A few changes to future Oscars telecasts have been announced on Wednesday by The Academy of Motion Picture Arts and Sciences. The 2020 ceremony will be bumped up two weeks to February 9; and, the televised ceremony will be limited to three hours only. Also, a new category is announced that will recognize achievement in popular film.
“We have heard from many of you about improvements needed to keep the Oscars and our Academy relevant in a changing world,” read an email sent to Academy members by President John Bailey and CEO Dawn Hudson. “The Board of Governors took this charge seriously.”
The board reelected Bailey in a meeting held late on Tuesday; these changes were also regulated then.
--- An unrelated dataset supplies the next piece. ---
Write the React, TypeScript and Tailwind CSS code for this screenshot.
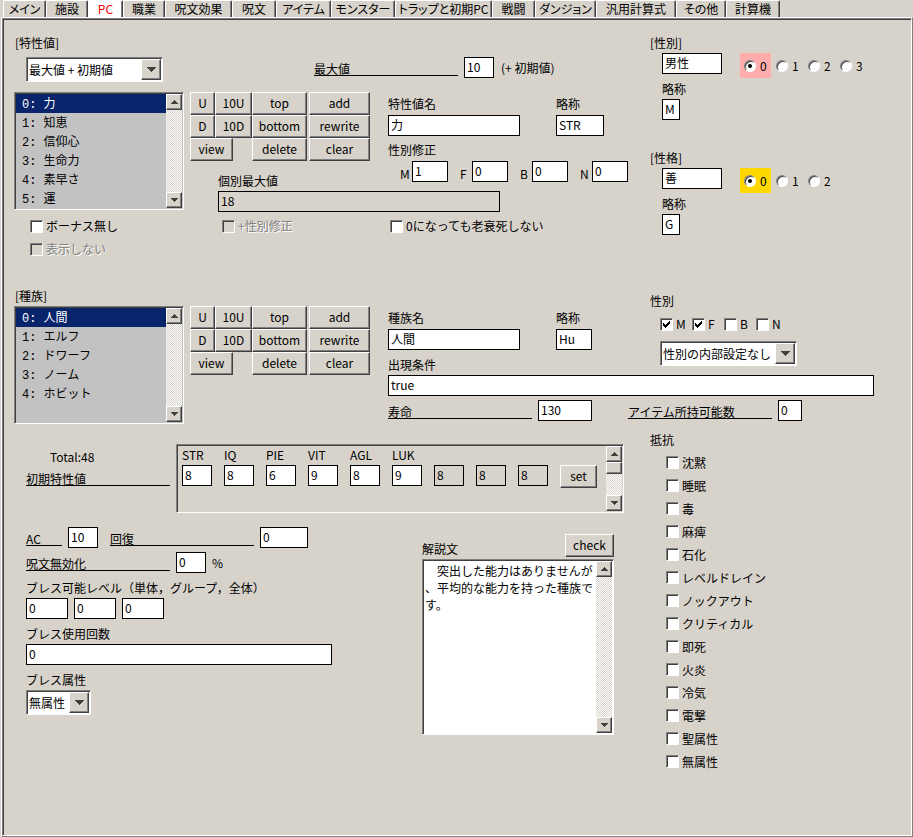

In recent years, the Academy Awards have continuously suffered from low ratings. This year’s telecast, hosted by Jimmy Kemmel, which was almost four-hour long, dropped to an all-time low of 19 percent from the previous year to just 26.5 million viewers, according to the Hollywood Reporter. Bailey and Hudson wrote in the email that shortened telecasts aim to deliver “a more accessible Oscars for our viewers worldwide.” Certain categories – that are yet to be announced, will be presented during commercial breaks. Presumably, these categories would honor technical achievements.
Eligibility criteria for the new category have not been publicized yet; however, several critics have accused the academy of pandering and lessening the stature of the best picture category.
Atlantic staff writer David Sims said that the new category sounds “both incredibly vague and incredibly lame, but refusing to broadcast technical awards is much much worse and more depressing.” He also called the changes “an embarrassing disaster.”